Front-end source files

::::::::::

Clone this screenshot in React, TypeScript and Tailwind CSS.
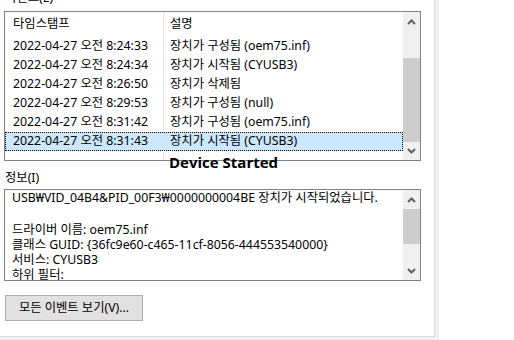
import React from "react";

const font = { fontFamily: '"Segoe UI", "Noto Sans", "Noto Sans CJK KR", sans-serif' };

const rows = [
  ["2022-04-27 오전 8:24:33", "장치가 구성됨 (oem75.inf)"],
  ["2022-04-27 오전 8:24:34", "장치가 시작됨 (CYUSB3)"],
  ["2022-04-27 오전 8:26:50", "장치가 삭제됨"],
  ["2022-04-27 오전 8:29:53", "장치가 구성됨 (null)"],
  ["2022-04-27 오전 8:31:42", "장치가 구성됨 (oem75.inf)"],
  ["2022-04-27 오전 8:31:43", "장치가 시작됨 (CYUSB3)"],
];

function Up() {
  return (
    <svg width="9" height="6" viewBox="0 0 9 6">
      <polyline points="1,5 4.5,1.5 8,5" fill="none" stroke="#606060" strokeWidth="2" />
    </svg>
  );
}
function Down() {
  return (
    <svg width="9" height="6" viewBox="0 0 9 6">
      <polyline points="1,1 4.5,4.5 8,1" fill="none" stroke="#606060" strokeWidth="2" />
    </svg>
  );
}

export default function App() {
  return (
    <div className="w-[514px] h-[340px] bg-white flex overflow-hidden text-[12.3px] text-black" style={font}>
      <div className="w-[439px] h-[340px] bg-[#f0f0f0] shrink-0">
        <div className="w-[435px] h-[337px] bg-white border-r border-b border-[#dadada] flex flex-col pl-[4px]">
          <div className="h-[11px] overflow-hidden">
            <div className="-mt-[10px] leading-[16px] pl-[1px]">이벤트(E)</div>
          </div>
          {/* list box */}
          <div className="relative w-[417px] h-[150px] border border-[#828282] flex">
            <div className="flex-1 relative">
              <div className="absolute left-[158px] top-0 bottom-0 w-px bg-[#e5e5e5]" />
              <div className="h-[25px] flex items-center">
                <div className="w-[158px] pl-[8px]">타임스탬프</div>
                <div className="pl-[7px]">설명</div>
              </div>
              {rows.map((r, i) => {
                const sel = i === rows.length - 1;
                return (
                  <div
                    key={i}
                    className={
                      "h-[19px] flex items-center relative whitespace-nowrap " +
                      (sel ? "bg-[#cce8ff] border border-dotted border-black" : "")
                    }
                  >
                    <div className={"w-[158px] " + (sel ? "pl-[7px]" : "pl-[8px]")}>{r[0]}</div>
                    <div className={sel ? "pl-[6px]" : "pl-[7px]"}>{r[1]}</div>
                  </div>
                );
              })}
            </div>
            <div className="w-[17px] bg-[#f0f0f0] flex flex-col">
              <div className="h-[19px] flex items-center justify-center">
                <Up />
              </div>
              <div className="h-[27px]" />
              <div className="h-[84px] bg-[#cdcdcd]" />
              <div className="flex-1 flex items-center justify-center">
                <Down />
              </div>
            </div>
            <div
              className="absolute left-[164px] top-[141px] font-bold text-[15px] leading-[19px] whitespace-nowrap"
              style={{ fontFamily: '"Open Sans", "Noto Sans", sans-serif' }}
            >
              Device Started
            </div>
          </div>
          <div className="h-[28px] flex items-end pb-[3px] pl-[1px] leading-[16px]">정보(I)</div>
          {/* info box */}
          <div className="w-[417px] h-[92px] border border-[#828282] flex">
            <div className="flex-1 overflow-hidden pl-[7px] leading-[15px] whitespace-nowrap">
              <div>USB₩VID_04B4&amp;PID_00F3₩0000000004BE 장치가 시작되었습니다.</div>
              <div>&nbsp;</div>
              <div className="mt-[2px]">드라이버 이름: oem75.inf</div>
              <div>클래스 GUID: {"{"}36fc9e60-c465-11cf-8056-444553540000{"}"}</div>
              <div>서비스: CYUSB3</div>
              <div>하위 필터:</div>
            </div>
            <div className="w-[17px] bg-[#f0f0f0] flex flex-col">
              <div className="h-[19px] flex items-center justify-center">
                <Up />
              </div>
              <div className="h-[35px] bg-[#cdcdcd]" />
              <div className="flex-1" />
              <div className="h-[19px] flex items-center justify-center">
                <Down />
              </div>
            </div>
          </div>
          <div className="h-[14px]" />
          <div className="w-[138px] h-[26px] bg-[#e1e1e1] border border-[#adadad] flex items-center justify-center ml-[1px]">
            모든 이벤트 보기(V)...
          </div>
        </div>
      </div>
    </div>
  );
}
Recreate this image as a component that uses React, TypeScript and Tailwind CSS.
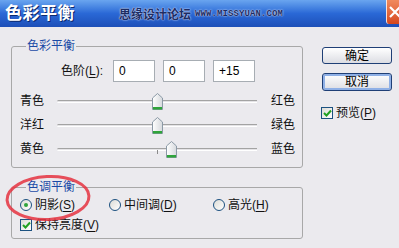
import React from 'react'

const FONT = "font-['Liberation_Sans','Noto_Sans_CJK_SC',sans-serif]"

// ---- small win-xp style controls ----

const Thumb = () => (
  <svg width="11" height="17" viewBox="0 0 11 17">
    <defs>
      <linearGradient id="thumbFill" x1="0" y1="0" x2="1" y2="0">
        <stop offset="0" stopColor="#ffffff" />
        <stop offset="1" stopColor="#d6d9dd" />
      </linearGradient>
    </defs>
    <path d="M5.5 0.5 L10.5 5 L10.5 16.5 L0.5 16.5 L0.5 5 Z" fill="url(#thumbFill)" stroke="#8b99a6" />
    <rect x="1" y="14" width="9" height="2.5" fill="#2fa43a" />
  </svg>
)

const Slider = ({ value }: { value: number }) => {
  const width = 200
  const left = ((value + 100) / 200) * (width - 1) - 5
  return (
    <div className="relative w-[200px] h-[17px] flex items-center">
      <div className="w-full h-[3px] border-t border-[#a3a3a3] border-b border-b-white bg-[#e4e3e6] rounded-l-full" />
      {value !== 0 && <div className="absolute left-[100px] top-[9px] w-px h-[4px] bg-[#8a8a8a]" />}
      <div className="absolute top-0" style={{ left }}>
        <Thumb />
      </div>
    </div>
  )
}

const Radio = ({ checked }: { checked?: boolean }) => (
  <span className="w-[12px] h-[12px] rounded-full border border-[#1c5180] bg-gradient-to-br from-[#dcdcd6] to-white flex items-center justify-center shrink-0">
    {checked && <span className="w-[4px] h-[4px] rounded-full bg-[#2fa43a]" />}
  </span>
)

const Check = () => (
  <span className="w-[12px] h-[12px] border border-[#1c5180] bg-gradient-to-br from-[#dcdcd6] to-white flex items-center justify-center shrink-0">
    <svg width="9" height="8" viewBox="0 0 9 8">
      <path d="M1 4 L3.5 6.5 L8 1.5" fill="none" stroke="#21a121" strokeWidth="2" />
    </svg>
  </span>
)

const NumBox = ({ v }: { v: string }) => (
  <div className="w-[42px] h-[22px] border border-[#a7adb3] bg-white flex items-center pl-[5px] text-[12px] text-black">
    {v}
  </div>
)

const Btn = ({ label, isDefault }: { label: string; isDefault?: boolean }) => (
  <div
    className={`w-[70px] rounded-[3px] border border-[#1f3f76] bg-gradient-to-b from-white to-[#dcdde3] flex items-center justify-center text-[12px] text-black ${
      isDefault ? 'h-[18px] shadow-[inset_0_0_0_2px_#8fb0e6]' : 'h-[17px]'
    }`}
  >
    {label}
  </div>
)

const Under = ({ c }: { c: string }) => <span className="underline underline-offset-2">{c}</span>

const sliders = [
  { left: '青色', right: '红色', value: 0 },
  { left: '洋红', right: '绿色', value: 0 },
  { left: '黄色', right: '蓝色', value: 15 },
]

export default function App() {
  return (
    <div className={`relative w-[399px] h-[248px] overflow-hidden bg-[#ebeaee] text-[#111] ${FONT}`}>
      {/* title bar */}
      <div className="h-[27px] flex items-center bg-gradient-to-b from-[#6aa5ef] via-[#2a68d6] to-[#1d4fb8]">
        <span className="ml-[5px] text-[17px] font-bold text-white tracking-[0.5px] [text-shadow:1px_1px_0_#0c2a6e]">
          色彩平衡
        </span>
        <span className="ml-[44px] mt-[2px] text-[12px] font-bold text-[#1c2c64] [text-shadow:0_0_2px_#c8d8f4,0_0_1px_#e8eefa]">
          思缘设计论坛
        </span>
        <span className="ml-[4px] mt-[3px] font-['Liberation_Mono',monospace] text-[9px] font-bold tracking-[0.1px] text-[#1c2c64] [text-shadow:0_0_2px_#c8d8f4,0_0_1px_#e8eefa]">
          WWW.MISSYUAN.COM
        </span>
        <div className="ml-auto self-start w-[13px] h-[24px] rounded-bl-[3px] bg-gradient-to-b from-[#f08a5e] to-[#d6461c] border-l border-white/80 overflow-hidden">
          <svg width="13" height="24" viewBox="0 0 13 24">
            <path d="M3 7 L13 17 M13 7 L3 17" stroke="#ffffff" strokeWidth="2.2" />
          </svg>
        </div>
      </div>

      <div className="flex">
        {/* left column */}
        <div className="pl-[11px] pt-[19px]">
          <div className="relative w-[292px] border border-[#a8a8a8] rounded-[3px] pb-[6px]">
            <span className="absolute -top-[9px] left-[14px] px-[1px] bg-[#ebeaee] text-[12px] leading-[16px] text-[#1b4aa6]">
              色彩平衡
            </span>
            <div className="mt-[13px] flex items-center">
              <span className="w-[91px] text-right text-[12px]">
                色阶(<Under c="L" />):
              </span>
              <div className="ml-[10px] flex gap-[8px]">
                <NumBox v="0" />
                <NumBox v="0" />
                <NumBox v="+15" />
              </div>
            </div>
            <div className="mt-[7px] flex flex-col">
              {sliders.map(s => (
                <div key={s.left} className="h-[24px] flex items-center pl-[8px]">
                  <span className="w-[37px] text-[12px]">{s.left}</span>
                  <Slider value={s.value} />
                  <span className="ml-[14px] text-[12px]">{s.right}</span>
                </div>
              ))}
            </div>
          </div>

          <div className="relative mt-[19px] w-[292px] border border-[#a8a8a8] rounded-[3px] pb-[5px]">
            <span className="absolute -top-[9px] left-[14px] px-[1px] bg-[#ebeaee] text-[12px] leading-[16px] text-[#1b4aa6]">
              色调平衡
            </span>
            <div className="mt-[9px] h-[16px] flex items-center pl-[8px] text-[12px]">
              <div className="w-[89px] flex items-center gap-[3px]">
                <Radio checked />
                <span>
                  阴影(<Under c="S" />)
                </span>
              </div>
              <div className="w-[104px] flex items-center gap-[3px]">
                <Radio />
                <span>
                  中间调(<Under c="D" />)
                </span>
              </div>
              <div className="flex items-center gap-[3px]">
                <Radio />
                <span>
                  高光(<Under c="H" />)
                </span>
              </div>
            </div>
            <div className="mt-[4px] h-[16px] flex items-center gap-[3px] pl-[8px] text-[12px]">
              <Check />
              <span>
                保持亮度(<Under c="V" />)
              </span>
            </div>
          </div>
        </div>

        {/* right column */}
        <div className="ml-[19px] pt-[20px] flex flex-col">
          <Btn label="确定" />
          <div className="mt-[9px]">
            <Btn label="取消" isDefault />
          </div>
          <div className="mt-[14px] -ml-[1px] h-[16px] flex items-center gap-[3px] text-[12px]">
            <Check />
            <span>
              预览(<Under c="P" />)
            </span>
          </div>
        </div>
      </div>

      {/* red hand-drawn highlight */}
      <svg className="absolute left-[3px] top-[172px] pointer-events-none" width="90" height="52" viewBox="0 0 90 52">
        <ellipse
          cx="45"
          cy="26"
          rx="41"
          ry="21.5"
          fill="none"
          stroke="#e5323f"
          strokeWidth="3"
          strokeOpacity="0.85"
          transform="rotate(-3 45 26)"
        />
      </svg>
    </div>
  )
}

::::::::::

> Required work:
The copy should hold exactly the lines from the line with "Recreate this image" to the line with "---- small win-xp", both ends in, set down without any pictures and with nothing added.

> Exercise response:
Recreate this image as a component that uses React, TypeScript and Tailwind CSS.
import React from 'react'

const FONT = "font-['Liberation_Sans','Noto_Sans_CJK_SC',sans-serif]"

// ---- small win-xp style controls ----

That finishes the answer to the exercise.